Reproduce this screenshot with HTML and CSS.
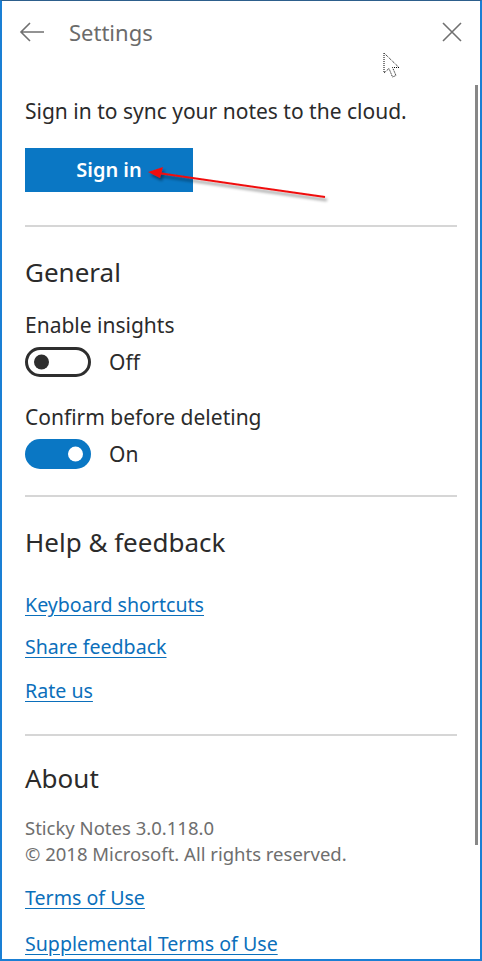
FILE: index.html
```html
<!DOCTYPE html>
<html>
<head>
<meta charset="utf-8">
<link rel="stylesheet" href="styles.css">
</head>
<body>
<div class="window">
  <header class="titlebar">
    <svg class="back" width="26" height="20" viewBox="0 0 26 20"><path d="M25 10H2M11 1L2 10l9 9" fill="none" stroke="#707070" stroke-width="1.6"/></svg>
    <span class="title">Settings</span>
    <svg class="close" width="20" height="20" viewBox="0 0 20 20"><path d="M1 1L19 19M19 1L1 19" fill="none" stroke="#707070" stroke-width="1.6"/></svg>
  </header>
  <main class="content">
    <section class="section">
      <p class="text intro">Sign in to sync your notes to the cloud.</p>
      <button class="signin">Sign in</button>
    </section>
    <hr class="divider d1">
    <section class="section">
      <h2 class="heading">General</h2>
      <div class="setting">
        <div class="text">Enable insights</div>
        <div class="toggle-row">
          <span class="toggle off"><span class="knob"></span></span>
          <span class="state">Off</span>
        </div>
      </div>
      <div class="setting">
        <div class="text">Confirm before deleting</div>
        <div class="toggle-row">
          <span class="toggle on"><span class="knob"></span></span>
          <span class="state">On</span>
        </div>
      </div>
    </section>
    <hr class="divider d2">
    <section class="section">
      <h2 class="heading">Help &amp; feedback</h2>
      <ul class="links help-links">
        <li><a href="#" class="link">Keyboard shortcuts</a></li>
        <li><a href="#" class="link">Share feedback</a></li>
        <li><a href="#" class="link">Rate us</a></li>
      </ul>
    </section>
    <hr class="divider d3">
    <section class="section">
      <h2 class="heading about">About</h2>
      <p class="meta">Sticky Notes 3.0.118.0<br>© 2018 Microsoft. All rights reserved.</p>
      <ul class="links about-links">
        <li><a href="#" class="link">Terms of Use</a></li>
        <li><a href="#" class="link">Supplemental Terms of Use</a></li>
      </ul>
    </section>
  </main>
  <div class="scrollbar"></div>
  <svg class="annot" width="482" height="961" viewBox="0 0 482 961">
    <defs>
      <filter id="sh" x="-10%" y="-50%" width="120%" height="200%">
        <feDropShadow dx="2" dy="3" stdDeviation="1.5" flood-color="#000" flood-opacity="0.45"/>
      </filter>
    </defs>
    <g filter="url(#sh)">
      <path d="M325 197L158 173" stroke="#f01010" stroke-width="2" fill="none"/>
      <path d="M148 172L163 167L160 178Z" fill="#f01010"/>
    </g>
  </svg>
  <svg class="cursor" width="20" height="28" viewBox="0 0 20 28">
    <path d="M1 1V21L6 16.5L9.5 25L13 23.5L9.5 15.5H16Z" fill="#fff" stroke="#000" stroke-width="1" stroke-dasharray="1 1"/>
  </svg>
</div>
</body>
</html>
```

FILE: styles.css
```css
* { box-sizing: border-box; }
html, body { margin: 0; padding: 0; background: #fff; }
body {
  font-family: "Noto Sans", "Open Sans", sans-serif;
  color: #262626;
}
.window {
  position: relative;
  width: 482px;
  height: 961px;
  border-left: 2px solid #1a7fd4;
  border-right: 2px solid #1a7fd4;
  border-bottom: 2px solid #1a7fd4;
  border-top: 1px solid #2d5f8c;
  overflow: hidden;
}
.titlebar {
  display: flex;
  align-items: center;
  height: 62px;
  padding-left: 17px;
  padding-right: 18px;
}
.back { display: block; }
.title {
  margin-left: 24px;
  font-size: 22px;
  color: #6b6b6b;
  flex: 1;
}
.close { display: block; }
.content {
  padding: 0 23px 0 23px;
}
.section { margin: 0; }
.text {
  margin: 0;
  font-size: 21px;
  line-height: 28px;
  color: #2b2b2b;
}
.intro { padding-top: 34px; }
.signin {
  margin-top: 23px;
  width: 168px;
  height: 44px;
  border: 0;
  background: #0a77c4;
  color: #fff;
  font-family: "Noto Sans", "Open Sans", sans-serif;
  font-size: 20px;
  font-weight: 600;
  padding: 0 0 2px 0;
}
.divider {
  border: 0;
  height: 2px;
  background: #d6d6d6;
  margin: 33px 0 0 0;
  width: 432px;
}
.d2 { margin-top: 26px; }
.d3 { margin-top: 29px; }
.heading {
  margin: 0;
  padding-top: 28px;
  font-size: 26px;
  line-height: 34px;
  font-weight: 400;
  color: #2b2b2b;
}
.heading.about { padding-top: 25px; }
.setting { margin-top: 22px; }
.setting + .setting { margin-top: 26px; }
.toggle-row {
  display: flex;
  align-items: center;
  margin-top: 8px;
  height: 30px;
}
.toggle {
  position: relative;
  width: 66px;
  height: 30px;
  border-radius: 15px;
  display: block;
}
.toggle.off { border: 3px solid #2e2e2e; background: #fff; }
.toggle.on { background: #0a77c4; }
.knob {
  position: absolute;
  top: 50%;
  width: 15px;
  height: 15px;
  border-radius: 50%;
  transform: translateY(-50%);
}
.toggle.off .knob { left: 6px; background: #2e2e2e; }
.toggle.on .knob { right: 8px; background: #fff; }
.state {
  margin-left: 18px;
  font-size: 21px;
  color: #2b2b2b;
}
.links {
  list-style: none;
  margin: 0;
  padding: 0;
}
.links li { line-height: 28px; height: 28px; }
.links li + li { margin-top: 14px; }
.help-links { margin-top: 32px; }
.help-links li + li { margin-top: 14px; }
.help-links li + li + li { margin-top: 16px; }
.link {
  font-size: 19.6px;
  color: #0b6fbb;
  text-decoration: underline;
  text-underline-offset: 3px;
}
.meta {
  margin: 20px 0 0 0;
  font-size: 18.5px;
  line-height: 26px;
  color: #6e6e6e;
}
.about-links { margin-top: 17px; }
.about-links li + li { margin-top: 18px; }
.scrollbar {
  position: absolute;
  left: 473px;
  top: 84px;
  width: 3px;
  height: 760px;
  background: #878787;
}
.annot {
  position: absolute;
  left: -2px;
  top: -1px;
  pointer-events: none;
}
.cursor {
  position: absolute;
  left: 381px;
  top: 51px;
}
```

◆ ◆ ◆

> _Task objective_:
Copy out the whole listing exactly, and don't carry over any pictures.

> _Answer in full_:
Reproduce this screenshot with HTML and CSS.
FILE: index.html
```html
<!DOCTYPE html>
<html>
<head>
<meta charset="utf-8">
<link rel="stylesheet" href="styles.css">
</head>
<body>
<div class="window">
  <header class="titlebar">
    <svg class="back" width="26" height="20" viewBox="0 0 26 20"><path d="M25 10H2M11 1L2 10l9 9" fill="none" stroke="#707070" stroke-width="1.6"/></svg>
    <span class="title">Settings</span>
    <svg class="close" width="20" height="20" viewBox="0 0 20 20"><path d="M1 1L19 19M19 1L1 19" fill="none" stroke="#707070" stroke-width="1.6"/></svg>
  </header>
  <main class="content">
    <section class="section">
      <p class="text intro">Sign in to sync your notes to the cloud.</p>
      <button class="signin">Sign in</button>
    </section>
    <hr class="divider d1">
    <section class="section">
      <h2 class="heading">General</h2>
      <div class="setting">
        <div class="text">Enable insights</div>
        <div class="toggle-row">
          <span class="toggle off"><span class="knob"></span></span>
          <span class="state">Off</span>
        </div>
      </div>
      <div class="setting">
        <div class="text">Confirm before deleting</div>
        <div class="toggle-row">
          <span class="toggle on"><span class="knob"></span></span>
          <span class="state">On</span>
        </div>
      </div>
    </section>
    <hr class="divider d2">
    <section class="section">
      <h2 class="heading">Help &amp; feedback</h2>
      <ul class="links help-links">
        <li><a href="#" class="link">Keyboard shortcuts</a></li>
        <li><a href="#" class="link">Share feedback</a></li>
        <li><a href="#" class="link">Rate us</a></li>
      </ul>
    </section>
    <hr class="divider d3">
    <section class="section">
      <h2 class="heading about">About</h2>
      <p class="meta">Sticky Notes 3.0.118.0<br>© 2018 Microsoft. All rights reserved.</p>
      <ul class="links about-links">
        <li><a href="#" class="link">Terms of Use</a></li>
        <li><a href="#" class="link">Supplemental Terms of Use</a></li>
      </ul>
    </section>
  </main>
  <div class="scrollbar"></div>
  <svg class="annot" width="482" height="961" viewBox="0 0 482 961">
    <defs>
      <filter id="sh" x="-10%" y="-50%" width="120%" height="200%">
        <feDropShadow dx="2" dy="3" stdDeviation="1.5" flood-color="#000" flood-opacity="0.45"/>
      </filter>
    </defs>
    <g filter="url(#sh)">
      <path d="M325 197L158 173" stroke="#f01010" stroke-width="2" fill="none"/>
      <path d="M148 172L163 167L160 178Z" fill="#f01010"/>
    </g>
  </svg>
  <svg class="cursor" width="20" height="28" viewBox="0 0 20 28">
    <path d="M1 1V21L6 16.5L9.5 25L13 23.5L9.5 15.5H16Z" fill="#fff" stroke="#000" stroke-width="1" stroke-dasharray="1 1"/>
  </svg>
</div>
</body>
</html>
```

FILE: styles.css
```css
* { box-sizing: border-box; }
html, body { margin: 0; padding: 0; background: #fff; }
body {
  font-family: "Noto Sans", "Open Sans", sans-serif;
  color: #262626;
}
.window {
  position: relative;
  width: 482px;
  height: 961px;
  border-left: 2px solid #1a7fd4;
  border-right: 2px solid #1a7fd4;
  border-bottom: 2px solid #1a7fd4;
  border-top: 1px solid #2d5f8c;
  overflow: hidden;
}
.titlebar {
  display: flex;
  align-items: center;
  height: 62px;
  padding-left: 17px;
  padding-right: 18px;
}
.back { display: block; }
.title {
  margin-left: 24px;
  font-size: 22px;
  color: #6b6b6b;
  flex: 1;
}
.close { display: block; }
.content {
  padding: 0 23px 0 23px;
}
.section { margin: 0; }
.text {
  margin: 0;
  font-size: 21px;
  line-height: 28px;
  color: #2b2b2b;
}
.intro { padding-top: 34px; }
.signin {
  margin-top: 23px;
  width: 168px;
  height: 44px;
  border: 0;
  background: #0a77c4;
  color: #fff;
  font-family: "Noto Sans", "Open Sans", sans-serif;
  font-size: 20px;
  font-weight: 600;
  padding: 0 0 2px 0;
}
.divider {
  border: 0;
  height: 2px;
  background: #d6d6d6;
  margin: 33px 0 0 0;
  width: 432px;
}
.d2 { margin-top: 26px; }
.d3 { margin-top: 29px; }
.heading {
  margin: 0;
  padding-top: 28px;
  font-size: 26px;
  line-height: 34px;
  font-weight: 400;
  color: #2b2b2b;
}
.heading.about { padding-top: 25px; }
.setting { margin-top: 22px; }
.setting + .setting { margin-top: 26px; }
.toggle-row {
  display: flex;
  align-items: center;
  margin-top: 8px;
  height: 30px;
}
.toggle {
  position: relative;
  width: 66px;
  height: 30px;
  border-radius: 15px;
  display: block;
}
.toggle.off { border: 3px solid #2e2e2e; background: #fff; }
.toggle.on { background: #0a77c4; }
.knob {
  position: absolute;
  top: 50%;
  width: 15px;
  height: 15px;
  border-radius: 50%;
  transform: translateY(-50%);
}
.toggle.off .knob { left: 6px; background: #2e2e2e; }
.toggle.on .knob { right: 8px; background: #fff; }
.state {
  margin-left: 18px;
  font-size: 21px;
  color: #2b2b2b;
}
.links {
  list-style: none;
  margin: 0;
  padding: 0;
}
.links li { line-height: 28px; height: 28px; }
.links li + li { margin-top: 14px; }
.help-links { margin-top: 32px; }
.help-links li + li { margin-top: 14px; }
.help-links li + li + li { margin-top: 16px; }
.link {
  font-size: 19.6px;
  color: #0b6fbb;
  text-decoration: underline;
  text-underline-offset: 3px;
}
.meta {
  margin: 20px 0 0 0;
  font-size: 18.5px;
  line-height: 26px;
  color: #6e6e6e;
}
.about-links { margin-top: 17px; }
.about-links li + li { margin-top: 18px; }
.scrollbar {
  position: absolute;
  left: 473px;
  top: 84px;
  width: 3px;
  height: 760px;
  background: #878787;
}
.annot {
  position: absolute;
  left: -2px;
  top: -1px;
  pointer-events: none;
}
.cursor {
  position: absolute;
  left: 381px;
  top: 51px;
}
```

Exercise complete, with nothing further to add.